We reject the People's contention that when Sykes dropped the saxophone, if he did, constructive possession passed to Hensley, who was acting on Woodwind and Brass's behalf. Constructive possession depends upon a special relationship with the owner of the property, not upon the motives of a person seeking to recover possession from a thief or burglar. The fact Hensley was employed as a guard for another business did not make him an agent of Woodwind and Brass. His relationship to Woodwind and Brass was that of a neighbor and good citizen seeking to catch a criminal. Moreover, possession did not pass from Sykes to another merely because he may have momentarily dropped the saxophone. The People's contention that momentarily dropping the saxophone would trigger a change of possession merely underscores the weakness of their argument that Hensley, by intending to recover it for its owner, could constructively possess Woodwind and Brass's saxophone.

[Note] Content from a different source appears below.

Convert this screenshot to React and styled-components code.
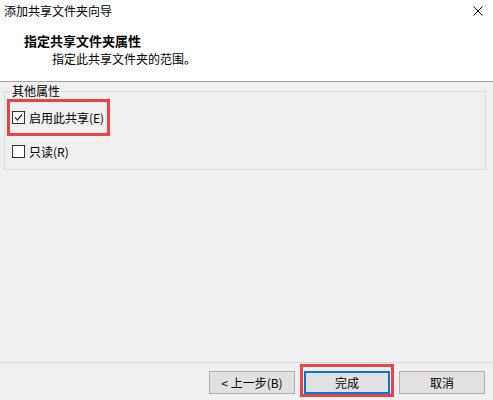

We conclude the superior court erred in denying Sykes's motion to dismiss the robbery charge. Let a peremptory writ of prohibition issue restraining the San Francisco County Superior Court from taking any further action on the charge, other than to dismiss it. In all other respects, the petition for writ of prohibition is denied. The stay issued by this court will dissolve by its own terms when this decision becomes final.
White, P.J., and Chin, J., concurred.
A petition for a rehearing was denied December 21, 1994, and the petition of real party in interest for review by the Supreme Court was denied March 16, 1995.